Habías sembrado de pétalos y flores silvestres las sábanas y la almohada: para que no me olvides, decías, para que no olvides esta noche. Cómo iba yo a olvidar esa ni ninguna noche, con sus madrugadas. Ni las más dulces, cuando jugabas a escribir sobre tu cuerpo con melaza y me invitabas a empezar ahí el desayuno, ni las más violentas, aquellas veces que subíamos a tu cuarto un par de botellas de vino y las bebíamos lentamente, sintiendo cómo se nos iban nublando los sentidos, y de pronto todo era la noche y el rumor del mar, y nosotros ya ebrios, riendo o amándonos. Tú decidías recorrer mi piel con los dientes como en un ritual caníbal, como un animal que señala su territorio, y me sembrabas aquellas señales para que fuera solamente tuyo, y hasta llegaste a escribir con una improvisada tinta menstrual tu nombre sobre mi pecho. Tenías miedo a perderme, a que me fuera con una mujer más joven, a que te olvidara, o incluso a que me tragara el mar como ya habías visto que ocurriera a tantos marinos. Yo contigo lo aprendía todo: el significado de la palabra infinito, de la palabra muerte, de la palabra renacer, en ese jardín de pétalos rosados y rocío que tu cuerpo me ofrecía, lluvioso y ardiente. Tú eras mi mar y yo quería hundirme en ti, en tus labios, en tu olor a melaza, para siempre. A veces en cambio eras tú el barco que me navegaba, y me dominabas impúdica, quemante, con el vaivén de una tormenta violenta, hasta rendirte extenuada. (Pág. 77)


El camino, que era muy pedregoso, lo hice en mula, guiado por un mozo bastante parlanchín y risueño, que me fue contando detalles del lugar. Yo apenas lo escuchaba, aún tenía los oídos ensordecidos por el efecto del mar. Además estaba deslumbrado por aquel paisaje selvático de jara y mirto, de robles y laureles, de viñedos y frutales. En la exuberancia de aquella vegetación convivían las tabaibas y cardones con las camelias y buganvillas, en un fastuoso manto vegetal. A medida que nos adentrábamos en la isla, el aire se iba inundando de trinos de canarios y tórtolas, currucas y jilgueros. Y alrededor se alzaba la belleza violenta y volcánica de los riscos, con su cataclismo de cenizas rojas y negras, vetas de basalto y murallas imponentes frente a las olas. (pás. 150-151).

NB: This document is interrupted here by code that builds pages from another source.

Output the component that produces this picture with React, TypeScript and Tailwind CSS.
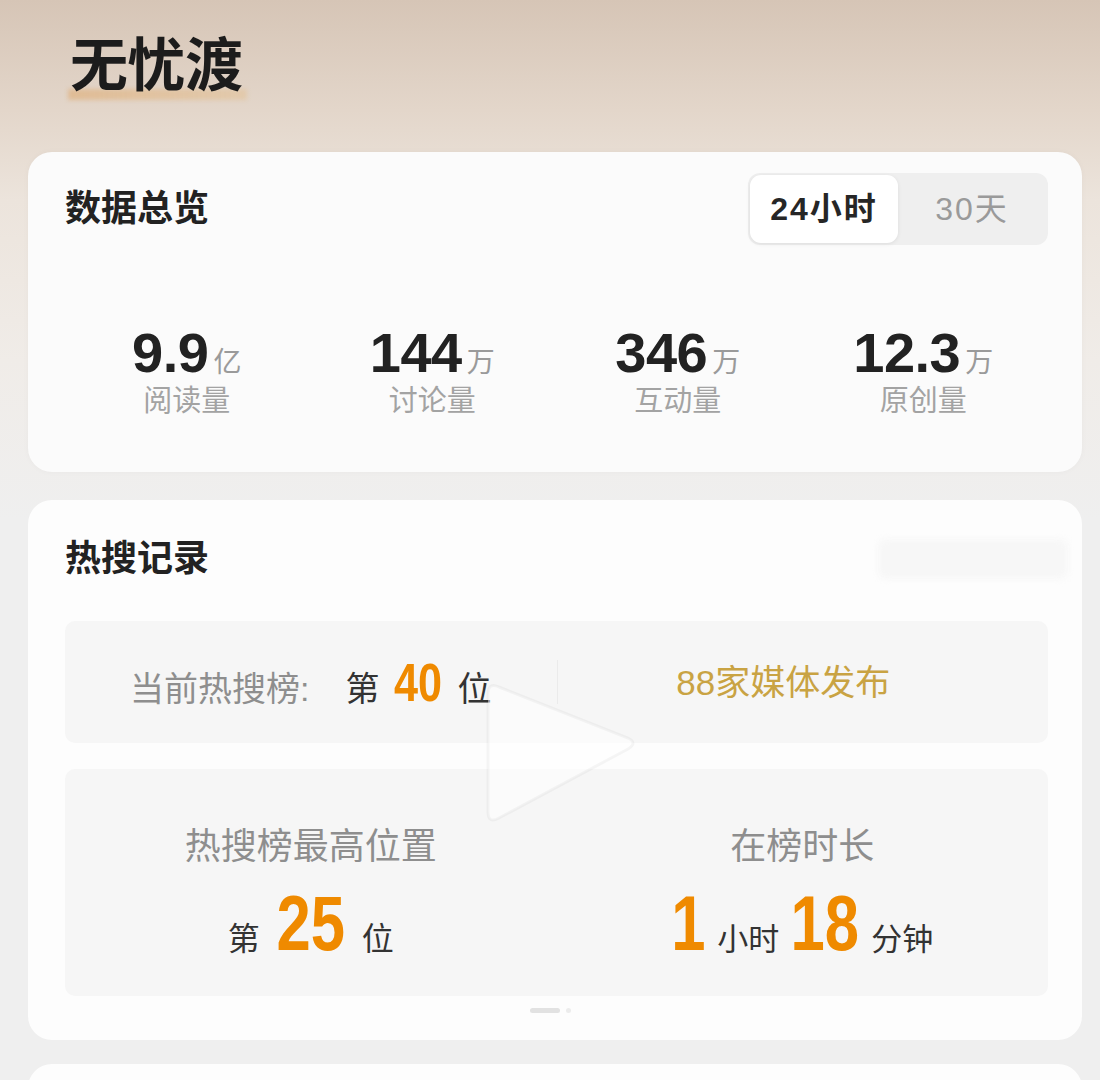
import React, { useState } from "react";

const font = "font-['Liberation_Sans','Noto_Sans_CJK_SC',sans-serif]";

const stats = [
  { value: "9.9", unit: "亿", label: "阅读量" },
  { value: "144", unit: "万", label: "讨论量" },
  { value: "346", unit: "万", label: "互动量" },
  { value: "12.3", unit: "万", label: "原创量" },
];

// 窄体橙色数字：外层给出可见宽度，内层横向压缩
const BigNum: React.FC<{ value: string; box: string; size: string }> = ({ value, box, size }) => (
  <span className={`inline-flex justify-center ${box}`}>
    <span className={`inline-block scale-x-[0.8] font-bold text-[#ef8a00] ${size}`}>{value}</span>
  </span>
);

const App: React.FC = () => {
  const [range, setRange] = useState<"24h" | "30d">("24h");

  return (
    <div
      className={`${font} relative h-[1080px] w-[1100px] overflow-hidden bg-[linear-gradient(180deg,#d6c5b6_0px,#e3d6ca_110px,#ece4dc_200px,#f0ece8_360px,#efefef_520px,#efefef_100%)]`}
    >
      {/* 标题 */}
      <div className="pl-[70px] pt-[37px] h-[152px]">
        <div className="relative inline-block">
          <span className="absolute left-[-2px] right-[-4px] bottom-[-5px] h-[11px] bg-[linear-gradient(90deg,rgba(222,160,90,0.45),rgba(230,180,110,0.3))] blur-[2px]" />
          <h1 className="relative text-[58px] font-bold leading-none tracking-[-0.5px] text-[#1c1c1c]">
            无忧渡
          </h1>
        </div>
      </div>

      {/* 数据总览 */}
      <div className="ml-[28px] mr-[18px] h-[320px] rounded-[24px] bg-[#fbfbfb] shadow-[0_0_6px_rgba(0,0,0,0.03)]">
        <div className="flex items-center justify-between pl-[37px] pr-[34px] pt-[21px]">
          <h2 className="text-[36px] font-bold leading-none text-[#222]">数据总览</h2>
          <div className="flex h-[72px] w-[300px] rounded-[12px] bg-[#efefef] p-[2px]">
            <button
              onClick={() => setRange("24h")}
              className={`flex-1 rounded-[11px] text-[32px] leading-none tracking-[2px] ${
                range === "24h"
                  ? "bg-white font-bold text-[#262626] shadow-[0_1px_4px_rgba(0,0,0,0.08)]"
                  : "text-[#9a9a9a]"
              }`}
            >
              24小时
            </button>
            <button
              onClick={() => setRange("30d")}
              className={`flex-1 rounded-[11px] text-[32px] leading-none tracking-[2px] ${
                range === "30d"
                  ? "bg-white font-bold text-[#262626] shadow-[0_1px_4px_rgba(0,0,0,0.08)]"
                  : "text-[#9a9a9a]"
              }`}
            >
              30天
            </button>
          </div>
        </div>

        <div className="mt-[80px] grid grid-cols-4 px-[36px]">
          {stats.map((s) => (
            <div key={s.label} className="flex flex-col items-center">
              <div className="flex items-baseline">
                <span className="text-[56px] font-bold leading-none tracking-[-0.5px] text-[#222]">
                  {s.value}
                </span>
                <span className="ml-[5px] text-[28px] leading-none text-[#9a9a9a]">{s.unit}</span>
              </div>
              <span className="mt-[6px] text-[29px] leading-none text-[#a3a3a3]">{s.label}</span>
            </div>
          ))}
        </div>
      </div>

      {/* 热搜记录 */}
      <div className="relative ml-[28px] mr-[18px] mt-[28px] h-[540px] rounded-[24px] bg-[#fdfdfd] pl-[37px] pr-[34px] pt-[39px]">
        <div className="flex items-center justify-between">
          <h2 className="text-[36px] font-bold leading-none text-[#222]">热搜记录</h2>
          <div className="mr-[-20px] h-[40px] w-[190px] rounded-[8px] bg-[#f7f7f7] blur-[3px]" />
        </div>

        <div className="mt-[42px] grid h-[122px] grid-cols-2 items-center rounded-[10px] bg-[#f6f6f6]">
          <div className="flex items-baseline justify-center text-[34px] leading-none">
            <span className="text-[#8e8e8e]">当前热搜榜:</span>
            <span className="ml-[36px] text-[#333]">第</span>
            <BigNum value="40" box="mx-[16px] w-[46px]" size="text-[54px] leading-none" />
            <span className="text-[#333]">位</span>
          </div>
          <div className="relative flex items-center justify-center pr-[38px]">
            <span className="absolute left-0 top-1/2 h-[44px] w-px -translate-y-1/2 bg-[#ebebeb]" />
            <span className="text-[35px] leading-none text-[#c9a343]">88家媒体发布</span>
          </div>
        </div>

        <div className="mt-[26px] grid h-[227px] grid-cols-2 rounded-[10px] bg-[#f6f6f6]">
          <div className="flex flex-col items-center pt-[60px]">
            <span className="text-[36px] leading-none text-[#8e8e8e]">热搜榜最高位置</span>
            <div className="mt-[20px] flex items-baseline leading-none">
              <span className="text-[32px] text-[#333]">第</span>
              <BigNum value="25" box="mx-[17px] w-[68px]" size="text-[77px] leading-none" />
              <span className="text-[32px] text-[#333]">位</span>
            </div>
          </div>
          <div className="flex flex-col items-center pt-[60px]">
            <span className="text-[36px] leading-none text-[#8e8e8e]">在榜时长</span>
            <div className="mt-[20px] flex items-baseline leading-none">
              <BigNum value="1" box="w-[34px]" size="text-[77px] leading-none" />
              <span className="mx-[12px] text-[31px] text-[#333]">小时</span>
              <BigNum value="18" box="w-[68px]" size="text-[77px] leading-none" />
              <span className="ml-[12px] text-[31px] text-[#333]">分钟</span>
            </div>
          </div>
        </div>

        <div className="mt-[12px] flex items-center justify-center gap-[6px] pr-[12px]">
          <span className="h-[5px] w-[30px] rounded-full bg-[#e2e2e2]" />
          <span className="h-[5px] w-[5px] rounded-full bg-[#ececec]" />
        </div>

        {/* 视频播放三角 */}
        <svg
          className="pointer-events-none absolute left-[450px] top-[176px]"
          width="165"
          height="155"
          viewBox="0 0 165 155"
        >
          <path
            d="M10 18 Q10 6 21 11 L150 62 Q160 67 150 73 L21 142 Q10 148 10 136 Z"
            fill="rgba(255,255,255,0.5)"
            stroke="rgba(0,0,0,0.035)"
            strokeWidth="3"
          />
        </svg>
      </div>

      {/* 下一张卡片 */}
      <div className="ml-[28px] mr-[18px] mt-[24px] h-[60px] rounded-t-[24px] bg-[#fdfdfd]" />
    </div>
  );
};

export default App;
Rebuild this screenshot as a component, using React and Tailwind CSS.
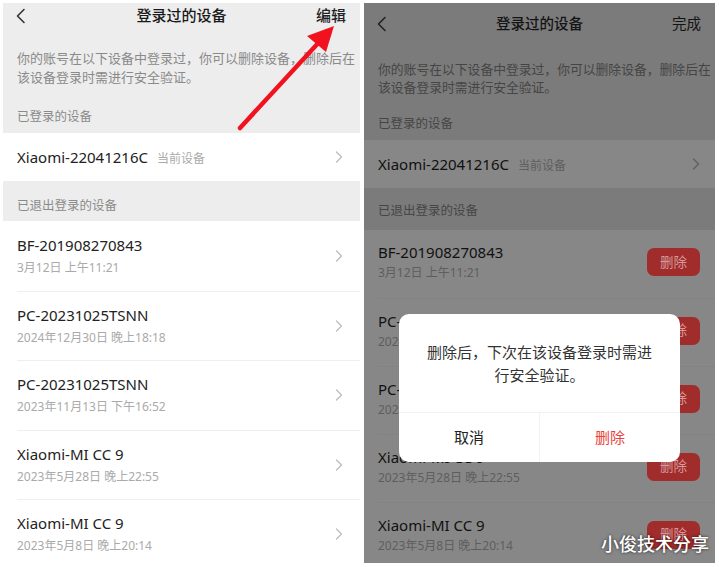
import React from 'react';

const FONT = "font-['Noto_Sans','Noto_Sans_CJK_SC',sans-serif]";

const devices = [
  { name: 'BF-201908270843', time: '3月12日 上午11:21' },
  { name: 'PC-20231025TSNN', time: '2024年12月30日 晚上18:18' },
  { name: 'PC-20231025TSNN', time: '2023年11月13日 下午16:52' },
  { name: 'Xiaomi-MI CC 9', time: '2023年5月28日 晚上22:55' },
  { name: 'Xiaomi-MI CC 9', time: '2023年5月8日 晚上20:14' },
];

const BackIcon = ({ color }) => (
  <svg width="12" height="16" viewBox="0 0 12 16" fill="none">
    <path d="M9 1.5 L2.5 8 L9 14.5" stroke={color} strokeWidth="1.6" strokeLinecap="round" strokeLinejoin="round" />
  </svg>
);

const Chevron = ({ color }) => (
  <svg width="8" height="12" viewBox="0 0 8 12" fill="none">
    <path d="M1.5 1 L6.5 6 L1.5 11" stroke={color} strokeWidth="1.2" strokeLinecap="round" strokeLinejoin="round" />
  </svg>
);

// left screen: normal state
const LeftScreen = () => (
  <div className="relative w-[357px] h-[564px] mt-[3px] ml-[3px] bg-[#ededed] overflow-hidden">
    <div className="h-[25px] px-[12px] grid grid-cols-[1fr_auto_1fr] items-center">
      <BackIcon color="#333" />
      <span className="text-[15px] font-medium text-[#1a1a1a]">登录过的设备</span>
      <span className="justify-self-end text-[15px] font-medium text-[#222] mr-[2px]">编辑</span>
    </div>
    <p className="pt-[21px] pl-[14px] pr-[2px] text-[13px] leading-[19px] text-[#8a8a8a]">
      你的账号在以下设备中登录过，你可以删除设备，删除后在该设备登录时需进行安全验证。
    </p>
    <div className="pt-[22px] pb-[8px] px-[14px] text-[12.5px] leading-[16px] text-[#8a8a8a]">已登录的设备</div>
    <div className="h-[48px] bg-white pl-[14px] pr-[17px] flex items-center justify-between">
      <div className="flex items-baseline gap-[9px]">
        <span className="text-[15px] text-[#222]">Xiaomi-22041216C</span>
        <span className="text-[12px] text-[#aaa]">当前设备</span>
      </div>
      <Chevron color="#bbb" />
    </div>
    <div className="pt-[17px] pb-[7px] px-[14px] text-[12.5px] leading-[16px] text-[#8a8a8a]">已退出登录的设备</div>
    <div className="bg-white">
      {devices.map((d, i) => (
        <div key={i} className="h-[69.5px] pl-[14px] flex">
          <div className={`flex-1 flex items-center justify-between pr-[17px] ${i > 0 ? 'border-t border-[#eeeeee]' : ''}`}>
            <div className="flex flex-col gap-[4px]">
              <span className="text-[15px] leading-[20px] text-[#222]">{d.name}</span>
              <span className="text-[12px] leading-[18px] text-[#aaa]">{d.time}</span>
            </div>
            <Chevron color="#bbb" />
          </div>
        </div>
      ))}
    </div>

    {/* annotation arrow */}
    <svg className="absolute inset-0 pointer-events-none" width="357" height="564">
      <line x1="237" y1="125" x2="318" y2="37" stroke="#f2121f" strokeWidth="4.5" strokeLinecap="round" />
      <polygon points="331,23 304,33 323,49" fill="#f2121f" />
    </svg>
  </div>
);

// right screen: edit mode, dimmed, with dialog
const RightScreen = () => (
  <div className="relative w-[351px] h-[560px] mt-[3px] ml-[4px] bg-[#7b7b7b] overflow-hidden">
    <div className="h-[42px] px-[12px] grid grid-cols-[1fr_auto_1fr] items-center">
      <BackIcon color="#222" />
      <span className="text-[14.5px] font-medium text-[#141414]">登录过的设备</span>
      <span className="justify-self-end text-[14.5px] text-[#141414] mr-[2px]">完成</span>
    </div>
    <p className="pt-[15px] pl-[14px] pr-[4px] text-[12.8px] leading-[18px] text-[#454545]">
      你的账号在以下设备中登录过，你可以删除设备，删除后在该设备登录时需进行安全验证。
    </p>
    <div className="pt-[20px] pb-[8px] px-[14px] text-[12.5px] leading-[16px] text-[#454545]">已登录的设备</div>
    <div className="h-[48px] bg-[#878787] pl-[14px] pr-[15px] flex items-center justify-between">
      <div className="flex items-baseline gap-[9px]">
        <span className="text-[15px] text-[#111]">Xiaomi-22041216C</span>
        <span className="text-[12px] text-[#5e5e5e]">当前设备</span>
      </div>
      <Chevron color="#5e5e5e" />
    </div>
    <div className="pt-[15px] pb-[11px] px-[14px] text-[12.5px] leading-[16px] text-[#454545]">已退出登录的设备</div>
    <div className="bg-[#878787]">
      {devices.map((d, i) => (
        <div key={i} className="h-[68px] pl-[14px] flex">
          <div className={`flex-1 flex items-center justify-between pr-[15px] pb-[4px] ${i > 0 ? 'border-t border-[#828282]' : ''}`}>
            <div className="flex flex-col gap-[2px]">
              <span className="text-[15px] leading-[20px] text-[#111]">{d.name}</span>
              <span className="text-[12px] leading-[18px] text-[#5e5e5e]">{d.time}</span>
            </div>
            <span className="w-[53px] h-[28px] rounded-[7px] bg-[#a02c2c] text-[#d69a9a] text-[13.5px] flex items-center justify-center">删除</span>
          </div>
        </div>
      ))}
    </div>

    {/* dialog */}
    <div className="absolute left-[35px] top-[311px] w-[281px] h-[148px] bg-white rounded-[10px] flex flex-col overflow-hidden">
      <div className="h-[98px] flex items-center justify-center px-[24px] pt-[2px]">
        <p className="text-[15px] leading-[23px] text-[#333] text-center">删除后，下次在该设备登录时需进行安全验证。</p>
      </div>
      <div className="flex-1 flex border-t border-[#f2f2f2]">
        <span className="flex-1 flex items-center justify-center text-[15px] text-[#222] border-r border-[#f2f2f2]">取消</span>
        <span className="flex-1 flex items-center justify-center text-[15px] text-[#e8453c]">删除</span>
      </div>
    </div>

    <span className="absolute right-[6px] bottom-[5px] text-[18px] font-medium text-white [text-shadow:0_0_3px_rgba(0,0,0,0.8)]">小俊技术分享</span>
  </div>
);

export default function App() {
  return (
    <div className={`w-[719px] h-[567px] bg-white flex items-start overflow-hidden ${FONT}`}>
      <LeftScreen />
      <RightScreen />
    </div>
  );
}
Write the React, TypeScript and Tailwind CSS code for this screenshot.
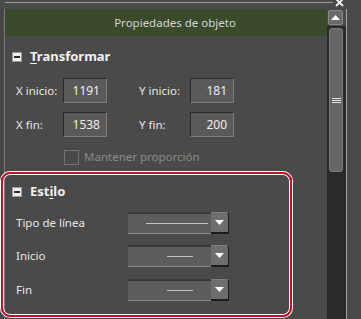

Asimismo, las desventuras que precipitan el desenlace de la novela también están contadas de manera aislada, sin que se haya trabajado de manera efectiva la urdimbre entre los sucesos y la trama general. La atmósfera de la novela casa mal con los repentinos infortunios: un Deux ex machina maligno, por lo que parece. Es el principal defecto que le veo a esta novela, que adolece de la falta de un objetivo vertebrador, a pesar de que hay una línea temporal única y un itinerario preciso. Sí, la autora nos escribe sobre la dominación y la opresión inglesas, la Inquisición española, la guerra, etc., así como de la amistad y el amor, pero no son suficientes para dotar de un armazón consistente a la novela. Su viaje, en definitiva, no resulta tan interesante, y el capítulo final resulta apresurado y caprichoso. Los destellos narrativos en torno al contrabando de libros prohibidos podrían haber dado mucho más de sí, pero la autora prefiere centrarse en las vivencias del protagonista. Una prolijidad innecesaria convive con una despreocupación por los personajes secundarios y por los diálogos, un tanto artificiosos, y esto hace que todo el foco se centre en Andian, pero este foco tan intenso lo desdibuja y no lo realza. 

Tengo la impresión de que la autora posee herramientas para haber construido mejor esta historia. La novela, aunque no termina de naufragar, embarranca y  los lectores nos vemos obligados a saltar por la borda.